Step3 execute below SQL then confirm the execution time
select * from chartest.jpcharcollja_test order by charcol1;
select * from chartest.jpcharcollja_test order by charcol1 collate UTF8MB4_0900_AI_CI;
select * from chartest.jpcharcollja_test order by charcol1 collate UTF8MB4_JA_0900_AS_CS_KS;

select * from chartest.jpcharcollja_test order by charcol5;
select * from chartest.jpcharcollja_test order by charcol5 collate UTF8MB4_JA_0900_AS_CS_KS;

Suggested fix:
I think optimizer doesn't work for the explicit COLLATE.
[15 Jun 2017 8:58] Yitao Xu
sample data

Attachment: jpchartest_data.zip (application/zip, text), 1.10 MiB.
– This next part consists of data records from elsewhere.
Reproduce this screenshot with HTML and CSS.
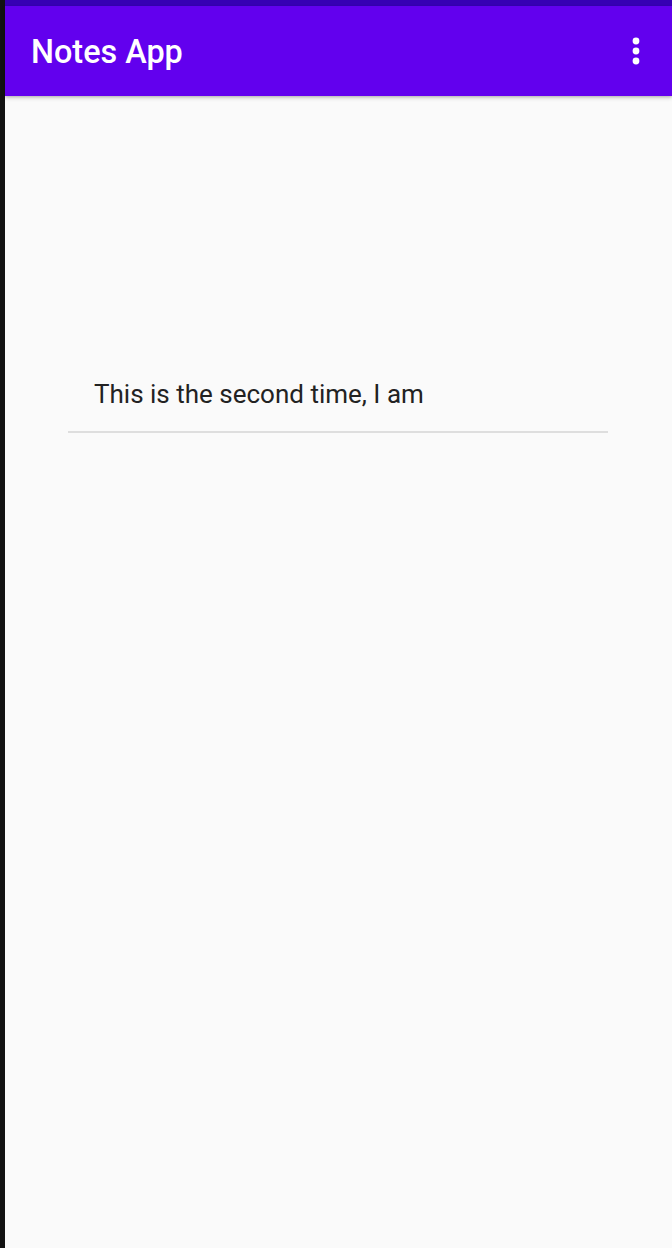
FILE: index.html
```html
<!DOCTYPE html>
<html>
<head>
<meta charset="utf-8">
<link rel="stylesheet" href="styles.css">
</head>
<body>
<div class="frame">
  <div class="edge"></div>
  <div class="screen">
    <div class="status"></div>
    <header class="appbar">
      <h1 class="title">Notes App</h1>
      <button class="menu" aria-label="More options">
        <svg width="8" height="28" viewBox="0 0 8 28"><circle cx="4" cy="4" r="3.4" fill="#fff"/><circle cx="4" cy="14" r="3.4" fill="#fff"/><circle cx="4" cy="24" r="3.4" fill="#fff"/></svg>
      </button>
    </header>
    <main class="content">
      <div class="note">
        <p class="note-text">This is the second time, I am</p>
      </div>
    </main>
  </div>
</div>
</body>
</html>
```
FILE: styles.css
```css
* { box-sizing: border-box; }
html, body { margin: 0; padding: 0; height: 100%; }
body { font-family: Roboto, "Noto Sans", sans-serif; background: #fafafa; }
.frame { display: flex; height: 1248px; }
.edge { width: 5px; background: #121212; flex: none; }
.screen { flex: 1; display: flex; flex-direction: column; background: #fafafa; }
.status { height: 6px; background: #3700b3; }
.appbar {
  height: 90px;
  background: #6200ee;
  display: flex;
  align-items: center;
  justify-content: space-between;
  padding: 0 32px 0 26px;
  box-shadow: 0 2px 4px rgba(0,0,0,0.18), 0 1px 2px rgba(0,0,0,0.12);
  position: relative;
  z-index: 1;
}
.title { margin: 0; padding-top: 2px; color: #fff; font-weight: 500; font-size: 32.4px; line-height: 38px; }
.menu { background: none; border: 0; padding: 0; display: flex; }
.content { flex: 1; padding: 273px 0 0 63px; }
.note { width: 540px; border-bottom: 2px solid #dedede; padding: 10px 0 22px 26px; }
.note-text { margin: 0; font-size: 26px; color: #222; line-height: 30px; }
```
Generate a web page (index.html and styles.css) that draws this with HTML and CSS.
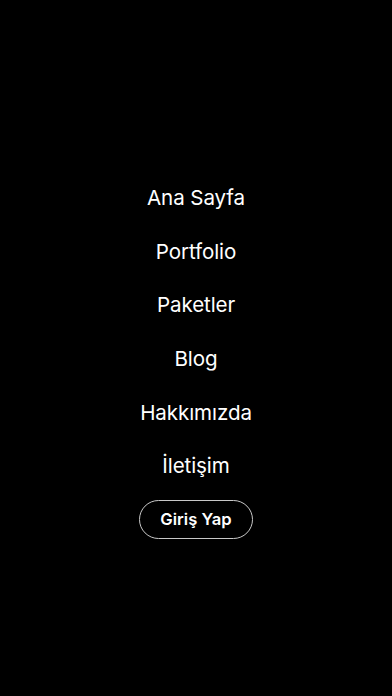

[16 Jun 2017 10:26] Umesh Shastry
Hello Yitao!

Thank you for the report and test case.

Thanks,
Umesh
[28 Jul 2017 2:01] Paul Dubois
Posted by developer:
 
Fixed in 8.0.3.

For a VARCHAR column, sorting using an explicit collation (ORDER BY
col_name COLLATE collation_name) was much slower than with an
implicit collation (no COLLATE clause), even if the explicit
collation was the same as the implicit collation.